Is it my imagination that their voices (featuring Miku, Meiko, and Luka) sound quite different from their past NT voicebank demos? Luka's voicebank, in particular, reminds me of her V2 voicebank. However, I'm sorry to say that after listening to their voices several more times, I still feel that Luka's and Meiko's voices in this video somewhat are blended with Miku's (or CFM did some other thing to reach this effect idk) because the three of them sound quite similar (although still could distinguish between each other, but not as signature as their V3 or V4x voicebanks). Nevertheless, at least their voices have become much better compared to the previous NT voices (which were truly unbearable). Since the bgm is quite loud, I could not deduce more, unless I could listen to their voices in raw state.

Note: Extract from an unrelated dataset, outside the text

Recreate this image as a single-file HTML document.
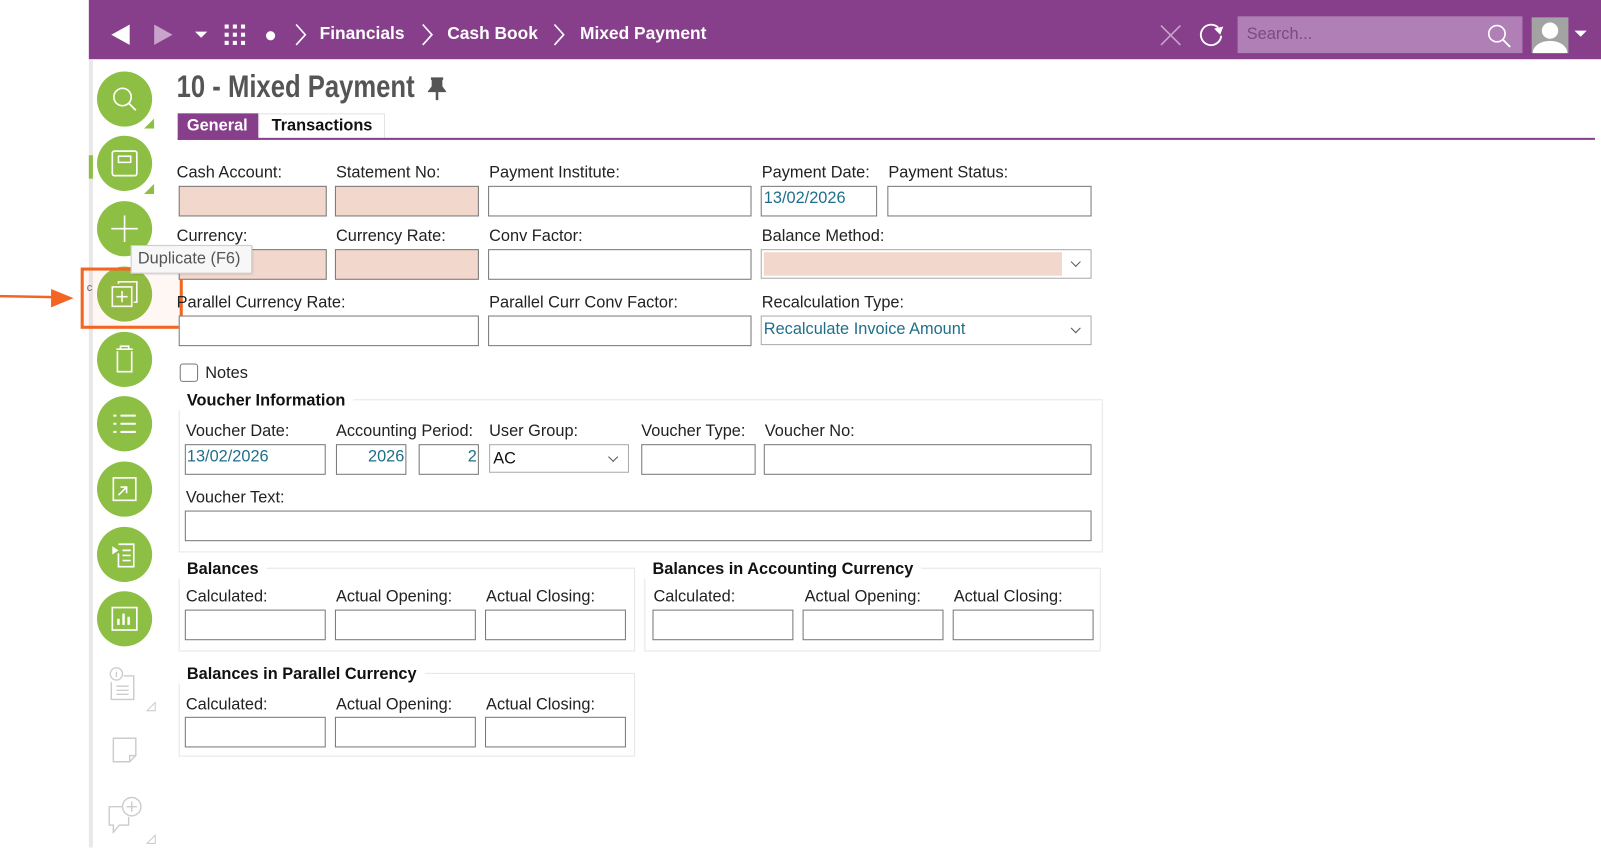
<!DOCTYPE html>
<html><head><meta charset="utf-8"><style>
*{box-sizing:border-box;margin:0;padding:0}
html,body{width:1601px;height:847px;overflow:hidden;background:#fff}
#w{position:absolute;left:0;top:0;width:1568px;height:830px;transform:scale(1.0211);transform-origin:0 0;font-family:"Liberation Sans",Arial,sans-serif;color:#222}
.a{position:absolute}
.hdr{left:87px;top:0;width:1481px;height:58px;background:#873f8c}
.bc{color:#fff;font-weight:bold;font-size:17px;top:23px}
.lbl{position:absolute;font-size:16px;color:#222;white-space:nowrap}
.in{position:absolute;border:1px solid #777;background:#fff;height:30px}
.pk{background:#f2d7cc}
.val{position:absolute;font-size:16px;color:#1f6f8b;top:5px;left:3px}
.sel{position:absolute;border:1px solid #aaa;background:#fff;height:29px}
.sel:after{content:"";position:absolute;right:11px;top:8px;width:6px;height:6px;border-right:1px solid #555;border-bottom:1px solid #555;transform:rotate(45deg)}
.fs{position:absolute;border:1px solid #e6e6e6}
.lg{position:absolute;font-weight:bold;font-size:16px;background:#fff;padding:0 8px 0 8px;color:#111}
.g{position:absolute;left:95px;width:54px;height:54px;border-radius:50%;background:#8dbf44}
.g svg{position:absolute;left:12px;top:12px}
</style></head><body><div id="w">
<div class="a hdr"></div>
<div class="a" style="left:87px;top:58px;width:4px;height:772px;background:#e8e8e8"></div>
<div class="a" style="left:87px;top:152px;width:4px;height:23px;background:#8dbf44"></div>
<svg class="a" style="left:100px;top:20px" width="620" height="30">
<polygon points="9,14 27,4 27,24" fill="#fff"/>
<polygon points="51,4 69,14 51,24" fill="#c9a3cc"/>
<polygon points="91,11 103,11 97,17" fill="#fff"/>
<g fill="#fff"><rect x="120" y="4" width="4" height="4"/><rect x="128" y="4" width="4" height="4"/><rect x="136" y="4" width="4" height="4"/><rect x="120" y="12" width="4" height="4"/><rect x="128" y="12" width="4" height="4"/><rect x="136" y="12" width="4" height="4"/><rect x="120" y="20" width="4" height="4"/><rect x="128" y="20" width="4" height="4"/><rect x="136" y="20" width="4" height="4"/></g>
<circle cx="165" cy="15" r="4.5" fill="#fff"/>
<g stroke="#fff" stroke-width="1.6" fill="none"><polyline points="190,4 199,14 190,24"/><polyline points="314,4 323,14 314,24"/><polyline points="443,4 452,14 443,24"/></g>
</svg>
<div class="a bc" style="left:313px">Financials</div>
<div class="a bc" style="left:438px">Cash Book</div>
<div class="a bc" style="left:568px">Mixed Payment</div>
<svg class="a" style="left:1134px;top:22px" width="26" height="26"><path d="M3,3 L22,22 M22,3 L3,22" stroke="#c9a3cc" stroke-width="1.6"/></svg>
<svg class="a" style="left:1173px;top:21px" width="28" height="28"><path d="M20,6 A10,10 0 1 0 23,14" stroke="#fff" stroke-width="1.8" fill="none"/><polygon points="16,7 25,5 22,13" fill="#fff"/></svg>
<div class="a" style="left:1212px;top:16px;width:279px;height:36px;background:#b07fb5"></div>
<div class="a" style="left:1221px;top:25px;font-size:16px;color:#7c4a80">Search...</div>
<svg class="a" style="left:1455px;top:22px" width="28" height="28"><circle cx="11" cy="11" r="8" stroke="#fff" stroke-width="1.6" fill="none"/><path d="M17,17 L24,24" stroke="#fff" stroke-width="1.8"/></svg>
<div class="a" style="left:1500px;top:17px;width:36px;height:35px;background:#a3a3a3;overflow:hidden"><div class="a" style="left:10px;top:5px;width:16px;height:16px;border-radius:50%;background:#fff"></div><div class="a" style="left:1px;top:23px;width:34px;height:24px;border-radius:50%;background:#fff"></div></div>
<svg class="a" style="left:1541px;top:28px" width="14" height="10"><polygon points="1,2 13,2 7,8" fill="#fff"/></svg>

<!-- left toolbar -->
<div class="g" style="top:70px"><svg width="30" height="30"><circle cx="13" cy="13" r="8.5" stroke="#fff" stroke-width="1.6" fill="none"/><path d="M19,19 L26,26" stroke="#fff" stroke-width="1.8"/></svg></div>
<div class="g" style="top:133px"><svg width="30" height="30"><rect x="3" y="3" width="24" height="24" rx="2" stroke="#fff" stroke-width="1.6" fill="none"/><rect x="9" y="8" width="12" height="6" stroke="#fff" stroke-width="1.5" fill="none"/></svg></div>
<div class="g" style="top:197px"><svg width="30" height="30"><path d="M15,2 V28 M2,15 H28" stroke="#fff" stroke-width="1.6"/></svg></div>
<div class="g" style="top:261px"><svg width="30" height="30"><path d="M9,5 V3 H27 V23 H24" stroke="#fff" stroke-width="1.6" fill="none"/><rect x="3" y="8" width="19" height="19" stroke="#fff" stroke-width="1.6" fill="none"/><path d="M12.5,12 V23 M7,17.5 H18" stroke="#fff" stroke-width="1.6"/></svg></div>
<div class="g" style="top:325px"><svg width="30" height="30"><path d="M7,5 H23 M11,5 V2 H19 V5 M8,7 V27 H22 V7" stroke="#fff" stroke-width="1.6" fill="none"/></svg></div>
<div class="g" style="top:388px"><svg width="30" height="30"><g stroke="#fff" stroke-width="2"><path d="M4,7 H7 M11,7 H26 M4,15 H7 M11,15 H26 M4,23 H7 M11,23 H26"/></g></svg></div>
<div class="g" style="top:452px"><svg width="30" height="30"><rect x="4" y="4" width="22" height="22" stroke="#fff" stroke-width="1.6" fill="none"/><path d="M9,21 L17,13 M11,13 H17 V19" stroke="#fff" stroke-width="1.6" fill="none"/></svg></div>
<div class="g" style="top:516px"><svg width="30" height="30"><path d="M9,5 H24 V27 H9 V14" stroke="#fff" stroke-width="1.6" fill="none"/><path d="M13,11 H21 M13,16 H21 M13,21 H21" stroke="#fff" stroke-width="1.6"/><polygon points="3,7 9,11 3,15" fill="#fff"/></svg></div>
<div class="g" style="top:579px"><svg width="30" height="30"><rect x="3" y="4" width="24" height="22" stroke="#fff" stroke-width="1.6" fill="none"/><path d="M9,21 V15 M14,21 V10 M19,21 V13" stroke="#fff" stroke-width="2.4"/></svg></div>
<svg class="a" style="left:141px;top:116px" width="10" height="10"><polygon points="10,0 10,10 0,10" fill="#8dbf44"/></svg>
<svg class="a" style="left:141px;top:180px" width="10" height="10"><polygon points="10,0 10,10 0,10" fill="#8dbf44"/></svg>
<svg class="a" style="left:104px;top:650px" width="50" height="50"><circle cx="10" cy="10" r="6" stroke="#ccc" stroke-width="1.3" fill="none"/><path d="M10,8 V13 M10,6 V6.5" stroke="#ccc" stroke-width="1.3"/><path d="M17,12 H27 V35 H5 V18" stroke="#ccc" stroke-width="1.4" fill="none"/><path d="M10,22 H22 M10,26 H22 M10,30 H22" stroke="#ccc" stroke-width="1.3"/><polygon points="48,38 48,46 40,46" fill="none" stroke="#ccc"/></svg>
<svg class="a" style="left:108px;top:720px" width="30" height="30"><path d="M3,3 H25 V20 L19,26 H3 Z M19,26 V20 H25" stroke="#ccc" stroke-width="1.4" fill="none"/></svg>
<svg class="a" style="left:104px;top:778px" width="50" height="52"><circle cx="25" cy="12" r="9" stroke="#ccc" stroke-width="1.4" fill="none"/><path d="M25,7 V17 M20,12 H30" stroke="#ccc" stroke-width="1.4"/><path d="M16,12 H3 V30 H7 V37 L13,30 H22 V22" stroke="#ccc" stroke-width="1.4" fill="none"/><polygon points="48,40 48,48 40,48" fill="none" stroke="#ccc"/></svg>

<!-- highlight + arrow -->
<div class="a" style="left:79px;top:262px;width:100px;height:60px;border:3px solid #f26522;background:rgba(242,101,34,0.05)"></div>
<div class="a" style="left:85px;top:276px;font-size:11px;color:#666">c</div>
<svg class="a" style="left:0;top:280px" width="76" height="22"><path d="M0,10 L52,11" stroke="#f26522" stroke-width="2.5"/><polygon points="50,3 72,12 50,21" fill="#f26522"/></svg>

<!-- title -->
<div class="a" style="left:173px;top:67px;font-weight:bold;font-size:31px;color:#555;white-space:nowrap;transform:scaleX(0.81);transform-origin:0 0">10 - Mixed Payment</div>
<svg class="a" style="left:419px;top:75px" width="18" height="24"><path d="M3,2 H15 M5,2 V10 L2,14 H16 L13,10 V2 M9,14 V23" stroke="#555" stroke-width="2.5" fill="#555"/></svg>
<div class="a" style="left:174px;top:111px;width:79px;height:26px;background:#873f8c;color:#fff;font-weight:bold;font-size:16px;padding:4px 0 0 9px">General</div>
<div class="a" style="left:253px;top:111px;width:124px;height:26px;border:1px solid #e3e3e3;border-bottom:none;font-weight:bold;font-size:16px;padding:3px 0 0 12px;color:#111">Transactions</div>
<div class="a" style="left:174px;top:135px;width:1388px;height:2px;background:#873f8c"></div>

<!-- row1 -->
<div class="lbl" style="left:173px;top:161px">Cash Account:</div>
<div class="lbl" style="left:329px;top:161px">Statement No:</div>
<div class="lbl" style="left:479px;top:161px">Payment Institute:</div>
<div class="lbl" style="left:746px;top:161px">Payment Date:</div>
<div class="lbl" style="left:870px;top:161px">Payment Status:</div>
<div class="in pk" style="left:175px;top:182px;width:145px"></div>
<div class="in pk" style="left:328px;top:182px;width:141px"></div>
<div class="in" style="left:478px;top:182px;width:258px"></div>
<div class="in" style="left:745px;top:182px;width:114px"><span class="val" style="top:3px;left:2px">13/02/2026</span></div>
<div class="in" style="left:869px;top:182px;width:200px"></div>
<!-- row2 -->
<div class="lbl" style="left:173px;top:223px">Currency:</div>
<div class="lbl" style="left:329px;top:223px">Currency Rate:</div>
<div class="lbl" style="left:479px;top:223px">Conv Factor:</div>
<div class="lbl" style="left:746px;top:223px">Balance Method:</div>
<div class="in pk" style="left:175px;top:244px;width:145px"></div>
<div class="in pk" style="left:328px;top:244px;width:141px"></div>
<div class="in" style="left:478px;top:244px;width:258px"></div>
<div class="sel" style="left:745px;top:244px;width:324px"><div class="a" style="left:2px;top:2px;width:292px;height:23px;background:#f2d7cc"></div></div>
<!-- row3 -->
<div class="lbl" style="left:173px;top:288px">Parallel Currency Rate:</div>
<div class="lbl" style="left:479px;top:288px">Parallel Curr Conv Factor:</div>
<div class="lbl" style="left:746px;top:288px">Recalculation Type:</div>
<div class="in" style="left:175px;top:309px;width:294px"></div>
<div class="in" style="left:478px;top:309px;width:258px"></div>
<div class="sel" style="left:745px;top:309px;width:324px"><span class="val" style="top:4px;left:2px">Recalculate Invoice Amount</span></div>
<!-- tooltip -->
<div class="a" style="left:128px;top:240px;width:119px;height:28px;background:#f7f7f7;border:1px solid #ccc;box-shadow:1px 1px 2px rgba(0,0,0,.2);font-size:16px;color:#555;padding:4px 0 0 6px">Duplicate (F6)</div>

<!-- notes -->
<div class="a" style="left:176px;top:356px;width:18px;height:18px;border:1px solid #777;border-radius:3px;background:#fff"></div>
<div class="lbl" style="left:201px;top:357px">Notes</div>

<!-- voucher info -->
<div class="fs" style="left:175px;top:391px;width:905px;height:150px"></div>
<div class="lg" style="left:175px;top:384px">Voucher Information</div>
<div class="lbl" style="left:182px;top:414px">Voucher Date:</div>
<div class="lbl" style="left:329px;top:414px">Accounting Period:</div>
<div class="lbl" style="left:479px;top:414px">User Group:</div>
<div class="lbl" style="left:628px;top:414px">Voucher Type:</div>
<div class="lbl" style="left:749px;top:414px">Voucher No:</div>
<div class="in" style="left:181px;top:435px;width:138px"><span class="val" style="top:3px;left:1px">13/02/2026</span></div>
<div class="in" style="left:329px;top:435px;width:69px"><span class="val" style="top:3px;left:auto;right:1px">2026</span></div>
<div class="in" style="left:410px;top:435px;width:59px"><span class="val" style="top:3px;left:auto;right:1px">2</span></div>
<div class="sel" style="left:479px;top:435px;width:137px;height:28px"><span class="a" style="left:3px;top:5px;font-size:16px;color:#111">AC</span></div>
<div class="in" style="left:628px;top:435px;width:112px"></div>
<div class="in" style="left:748px;top:435px;width:321px"></div>
<div class="lbl" style="left:182px;top:479px">Voucher Text:</div>
<div class="in" style="left:181px;top:500px;width:888px"></div>

<!-- balances -->
<div class="fs" style="left:175px;top:556px;width:447px;height:82px"></div>
<div class="lg" style="left:175px;top:549px">Balances</div>
<div class="lbl" style="left:182px;top:576px">Calculated:</div>
<div class="lbl" style="left:329px;top:576px">Actual Opening:</div>
<div class="lbl" style="left:476px;top:576px">Actual Closing:</div>
<div class="in" style="left:181px;top:597px;width:138px"></div>
<div class="in" style="left:328px;top:597px;width:138px"></div>
<div class="in" style="left:475px;top:597px;width:138px"></div>

<div class="fs" style="left:631px;top:556px;width:447px;height:82px"></div>
<div class="lg" style="left:631px;top:549px">Balances in Accounting Currency</div>
<div class="lbl" style="left:640px;top:576px">Calculated:</div>
<div class="lbl" style="left:788px;top:576px">Actual Opening:</div>
<div class="lbl" style="left:934px;top:576px">Actual Closing:</div>
<div class="in" style="left:639px;top:597px;width:138px"></div>
<div class="in" style="left:786px;top:597px;width:138px"></div>
<div class="in" style="left:933px;top:597px;width:138px"></div>

<div class="fs" style="left:175px;top:659px;width:447px;height:82px"></div>
<div class="lg" style="left:175px;top:652px">Balances in Parallel Currency</div>
<div class="lbl" style="left:182px;top:682px">Calculated:</div>
<div class="lbl" style="left:329px;top:682px">Actual Opening:</div>
<div class="lbl" style="left:476px;top:682px">Actual Closing:</div>
<div class="in" style="left:181px;top:702px;width:138px"></div>
<div class="in" style="left:328px;top:702px;width:138px"></div>
<div class="in" style="left:475px;top:702px;width:138px"></div>
</div></body></html>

I agree that they all, Luka most especially, sound much more like themselves in this demo. Regarding the Miku comparison, you're not the only person who has raised this sentiment in the past and now, though I think there's a fundamental misunderstanding regarding it.
I do not believe that what we're hearing in Luka and Meiko is Miku, it's simply that we're hearing
NT in Luka and Meiko. When thinking about it, for a long time Miku was the only NT voicebank we had heard. Therefore, I think there's a slightly skewed bias towards the engine recreating Miku rather than Miku being a product of the engine. People usually talk about consonants or vowel shapes. Still, if you compare Miku NT to her V4x, she also sounds very different in regards to the way her vowels sound, the articulation of her consonants, etc., and this is because NT and Vocaloid2/3/4/5 operate upon a fundamental difference in their technology.
NT is more akin to Vocaloid1, or DeepVocal if we want to compare it to something more modern. While these voicebanks do have their WAV files within the actual compressed library, this is
not what is used by the engine; there is an additional component in the library that is used instead, which is models. For example, in Vocaloid2/3/4/5, when you type in the lyrics "ka ba" it is going to pull the WAV files recorded directly
[k a] [a]* [a b] [b a] [a]* [a Sil]
However, in Vocaloid1 and NT, it does
not pull the WAV files recorded; it pulls from a recreated model of the WAV file. The actual WAV file that was recorded never plays directly in the editor, everything we are hearing has been rebuilt by the engine based on several factors and the benefit of this is that you can (in theory) have a wider array of editability and manipulation (like tension). However, on the downside (and this is why Yamaha ditched this technology in their crossover to V2 outside of formant models for stationaries), depending on the complexity of the model it can heavily impact the sound as well as the size of the voicebank. It's also important to note that currently unless something changed for NT2 (if it is NT2), they are using SPTK; an open-source toolkit that was created in the late '90s/early 00s as the basis of their synthesis technology which likely plays a huge role in the quality.
So, this is all to say that while in some parts it might sound like "Hey, this is eerily similar to how Miku NT would sound," it's more so that "Oh, this is just how NT is causing voices to sound."
* These would be the stationaries, and while formant synthesis is used to ensure that they are natural when long and extended, I'm not 100% certain on the implementation as naturally I only know what I've found through research over the years. It's possible these stationaries do use a formant synthesis model in conjunction with recorded diphones/triphones, but it's also possible that it merely uses it for reference and still pulls the recorded WAV.